Six months after ’60 Days In,’ jail much improved (2024)

Six months after ’60 Days In,’ jail much improved (1)

Almost six months after all the camera crews and undercover inmates left the Etowah County Detention Center, Sheriff Jonathon Horton said the “60 Days In” experience put him about 10 years ahead in making improvements at the jail.

The final two episodes — reunion shows involving the participants, Horton and Chief of Corrections Keith Peek — aired during the last two weeks, and the sheriff seems glad to have it all over and done with.

The show producers contacted Horton prior to taking office, and the cameras came on board when his administration did. It was about the end of March or early April when the first team of participants went into the jail, posing as inmates to gather information that the sheriff and jail staff could use to make conditions better.

A&E billed it as the wildest season ever, and promoted it highlighting the number of participants who couldn’t make it to the end of the 60 days.

Horton got the chance to see the episodes before they aired, and had some moments of “Do I really want to do this,” when he thought about putting all the faults found in the jail on national TV.

But looking back, the sheriff said, he would do it again. He said, “The things we learned, especially from Team One,” were things they never could have learned from the outside the facility, outside the cells, looking in.

“Was there some television drama there?” Horton said. “Absolutely.”

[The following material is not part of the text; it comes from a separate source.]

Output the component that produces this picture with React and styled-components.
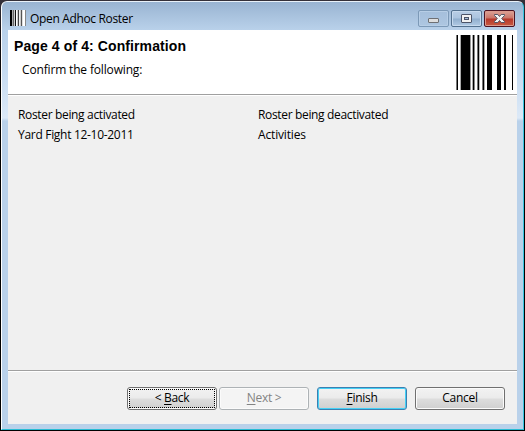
import React from 'react';
import styled, { createGlobalStyle, css } from 'styled-components';

const Global = createGlobalStyle`
  * { box-sizing: border-box; }
  body { margin: 0; background: #000; }
`;

const Window = styled.div`
  width: 525px;
  height: 431px;
  padding: 1px;
  background: linear-gradient(#35313a, #18151b 30px, #000 90px);
  font: 12px/16px "Open Sans", "Noto Sans", sans-serif;
  color: #000;
`;

const Frame = styled.div`
  height: 429px;
  display: flex;
  flex-direction: column;
  padding: 0 6px 5px;
  border: 1px solid #fff;
  border-top-color: #e9f1f9;
  border-right-color: #38c5e0;
  border-bottom-color: #27bcd4;
  border-radius: 6px 6px 0 0;
  background: linear-gradient(#99b4d2 0, #b9d1ea 28px, #c6dbf1 70px, #dce9f7 116px, #b9d1ea 119px, #b9d1ea 100%);
`;

const TitleBar = styled.header`
  height: 28px;
  flex: none;
  display: flex;
  align-items: flex-start;
  padding: 8px 2px 0;
`;

const Label = styled.span`
  white-space: pre;
  letter-spacing: ${p => p.$spacing ?? -0.34}px;
`;

const WindowTitle = styled(Label)`
  margin: 1px 0 0 4px;
  flex: 1;
`;

const Controls = styled.div`
  display: flex;
  gap: 2px;
`;

const Control = styled.button`
  width: 31px;
  height: 17px;
  padding: 0;
  display: flex;
  border: 1px solid #53718f;
  border-radius: 2px;
  background: linear-gradient(#b9cee5 0, #abc4df 7px, #91afce 8px, #b1cae4 100%);
  box-shadow: inset 0 0 0 1px #c7daee;
  ${p => p.$kind === 'minimize' && css`
    border-color: #7c99b7;
    background: linear-gradient(#a5bfdb, #adc6e1);
    box-shadow: inset 0 0 0 1px #b7cee6;
  `}
  ${p => p.$kind === 'close' && css`
    border-color: #4c1322;
    background: linear-gradient(#dca397 0, #cb7569 7px, #b7372a 8px, #c85b42 100%);
    box-shadow: inset 0 0 0 1px #dc9a8d;
  `}
`;

const Banner = styled.section`
  height: 65px;
  flex: none;
  display: flex;
  justify-content: space-between;
  padding: 5px 3px 0 6px;
  background: #fff;
  border-bottom: 1px solid #a0a0a0;
`;

const Heading = styled.h1`
  margin: 3px 0 0;
  font: bold 14px/17px "Liberation Sans", Arial, sans-serif;
  white-space: pre;
  letter-spacing: 0.1px;
`;

const Subtitle = styled(Label)`
  display: block;
  margin: 7px 0 0 8px;
`;

const Content = styled.main`
  height: 276px;
  flex: none;
  display: grid;
  grid-template-columns: 240px 1fr;
  grid-auto-rows: 20px;
  align-content: start;
  padding: 11px 10px 0;
  background: #f0f0f0;
  border-top: 1px solid #fff;
  border-bottom: 1px solid #a0a0a0;
`;

const Footer = styled.footer`
  flex: 1;
  display: flex;
  align-items: flex-start;
  justify-content: flex-end;
  gap: 8px;
  padding: 15px 12px 0;
  background: #f0f0f0;
  border-top: 1px solid #fff;
`;

const Pager = styled.div`
  display: flex;
  gap: 2px;
`;

const ActionButton = styled.button`
  width: 90px;
  height: 23px;
  padding: 0 0 1px;
  border: 1px solid #707070;
  border-radius: 3px;
  background: linear-gradient(#f2f2f2 0, #ebebeb 10px, #dddddd 11px, #cfcfcf 100%);
  box-shadow: inset 0 0 0 1px #fbfbfb;
  font: inherit;
  letter-spacing: -0.3px;
  color: #000;
  u { text-decoration-thickness: 1px; text-underline-offset: 2px; }
  ${p => p.$focused && css`
    &::after {
      content: '';
      position: absolute;
      inset: 1px;
      border: 1px dotted #000;
    }
    position: relative;
  `}
  ${p => p.$primary && css`
    border-color: #3c7fb1;
    box-shadow: inset 0 0 0 1px #45d0f5;
  `}
  &:disabled {
    border-color: #adb2b5;
    background: #f4f4f4;
    color: #838383;
  }
`;

const Svg = styled.svg`
  display: block;
  flex: none;
`;

function AppIcon() {
  const bars = [
    [0, 2, '#000'], [2, 1, '#aaa'], [3, 1, '#666'], [4, 1, '#ccc'], [5, 1, '#111'],
    [6, 1, '#fff'], [7, 1, '#ccc'], [8, 1, '#444'], [9, 1, '#eee'], [10, 1, '#ccc'],
    [11, 1, '#555'], [12, 1, '#ddd'], [13, 2, '#fff'], [15, 1, '#888'],
  ];
  return (
    <Svg width="16" height="16" shapeRendering="crispEdges">
      {bars.map(([x, w, fill]) => <rect key={x} x={x} width={w} height="16" fill={fill} />)}
    </Svg>
  );
}

function Barcode() {
  const bars = [
    [1, 1, '#777'], [2, 1, '#000'], [5, 1, '#aaa'], [6, 9, '#000'], [15, 1, '#999'],
    [17, 1, '#aaa'], [18, 1, '#000'], [19, 1, '#888'], [22, 1, '#777'], [23, 1, '#000'], [24, 1, '#bbb'],
    [27, 1, '#777'], [28, 1, '#000'], [29, 1, '#aaa'],
    [32, 5, '#000'], [42, 4, '#000'], [49, 2, '#000'], [57, 1, '#000'],
  ];
  return (
    <Svg width="59" height="55" shapeRendering="crispEdges">
      {bars.map(([x, w, fill]) => <rect key={x} x={x} width={w} height="55" fill={fill} />)}
    </Svg>
  );
}

function ControlIcon({ kind }) {
  return (
    <Svg width="29" height="15" viewBox="0 0 29 15">
      {kind === 'minimize' && <rect x="9.5" y="7.5" width="10" height="4" rx=".5" fill="#dedede" stroke="#6e7074" />}
      {kind === 'maximize' && (
        <>
          <rect x="9.5" y="3.5" width="10" height="8" rx=".5" fill="#f2f2f2" stroke="#4c5468" />
          <rect x="12.5" y="6.5" width="4" height="2" fill="#a5bdd8" stroke="#4c5468" />
        </>
      )}
      {kind === 'close' && (
        <path d="M9.5 3.5h3.3l1.7 2 1.7-2h3.3v1L16.7 7.5l2.8 3v1h-3.3l-1.7-2-1.7 2H9.5v-1l2.8-3-2.8-3z" fill="#f3f3f3" stroke="#535666" />
      )}
    </Svg>
  );
}

export default function App() {
  return (
    <>
      <Global />
      <Window>
        <Frame>
          <TitleBar>
            <AppIcon />
            <WindowTitle>Open Adhoc Roster</WindowTitle>
            <Controls>
              {['minimize', 'maximize', 'close'].map(kind => (
                <Control key={kind} $kind={kind} aria-label={kind}><ControlIcon kind={kind} /></Control>
              ))}
            </Controls>
          </TitleBar>
          <Banner>
            <div>
              <Heading>Page 4 of 4: Confirmation</Heading>
              <Subtitle $spacing={-0.16}>Confirm the following:</Subtitle>
            </div>
            <Barcode />
          </Banner>
          <Content>
            <Label>Roster being activated</Label>
            <Label>Roster being deactivated</Label>
            <Label $spacing={-0.3}>Yard Fight 12-10-2011</Label>
            <Label $spacing={-0.16}>Activities</Label>
          </Content>
          <Footer>
            <Pager>
              <ActionButton $focused>&lt; <u>B</u>ack</ActionButton>
              <ActionButton disabled><u>N</u>ext &gt;</ActionButton>
            </Pager>
            <ActionButton $primary><u>F</u>inish</ActionButton>
            <ActionButton>Cancel</ActionButton>
          </Footer>
        </Frame>
      </Window>
    </>
  );
}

But what the cameras captured made the needs for change apparent, in training and equipment for officers, in the way units were structured and in some procedures used when inmates leave and return to the jail.

Horton said he would have liked to alter the timeline of the show a bit. The producers’ idea to send in a second team of participants came up just as Team One — what was left of it — was leaving the jail.

He would have liked to have more time to act on the information the first team gleaned, and to solidify some changes, before that second team went in. By that time, the already-in-the-works repairs on cell door locks and windows were done, but the detention center had not received the X-ray machine it uses now to search inmates coming into the jail. Team Two left the jail on Nov. 8; the scanner went into use after Christmas.

Even without the X-ray machine, participant Tony, a Fulton County corrections officer who participated in both seasons, said he saw a 110% change from his late spring stint in jail to the 30 days he spent there last fall.

A great deal of the criticism on the show was leveled at corrections officers — though only a few frequent fixtures on the show — and their lack of control in the jail.

Horton said changes were made to better train and equip the officers for the job, and to make it a better job, period.

The County Commission approved three step raises for corrections officers, he said, and a one-step increase on hiring schedules.

COs are now equipped with tasers as well as pepper spray, and other equipment that show participants recommended, on their equipment belts.

They get five weeks of training, increased from the previous three weeks, that includes more self-defense and use of non-lethal force. Perhaps more importantly, Horton said, officers don’t train for five weeks before they get an idea of what they getting into.

“We have them train with someone now,” Horton said, to give them a chance to see if this is really the job for them.

All the changes have helped cut down the turnover in the jail. In the recent past, Horton said, there would be 15 or 20 new hires in the jail at each commission meeting. Now there may be two or three.

“We had people who would come in and quit within a week,” Horton said, after weeks of training.

Along with the commission purchasing a $150,000 X-ray machine to scan people coming into the jail, he said those measures have combined to make the COs more confident.

Horton said they know the inmates have been scanned well for contraband, they know cell doors will lock and that they have the equipment to deal with problems in the jail.

“There are a million little things we learned,” he said, that have made a big difference.

Having the show filming during the year in office was an added challenge. “You have a million things to take care of,” he said, “and you have this big secret film project.”

When Nov. 8 rolled around and the crew was leaving, Horton said there was a feeling of “it’s been nice, but good riddance.”

Before the COVID-19 pandemic limited access and public gatherings, Horton said an open house was planned to show the public how different the jail is now from what they saw on the show.

He said it’s cleaner, with no graffiti on the walls. Cells are not cluttered; it’s more like the military.

Horton said there’s been a change in the atmosphere, and that has made a great difference for the staff and the inmates. He hopes that open house can happen, when the pandemic ends.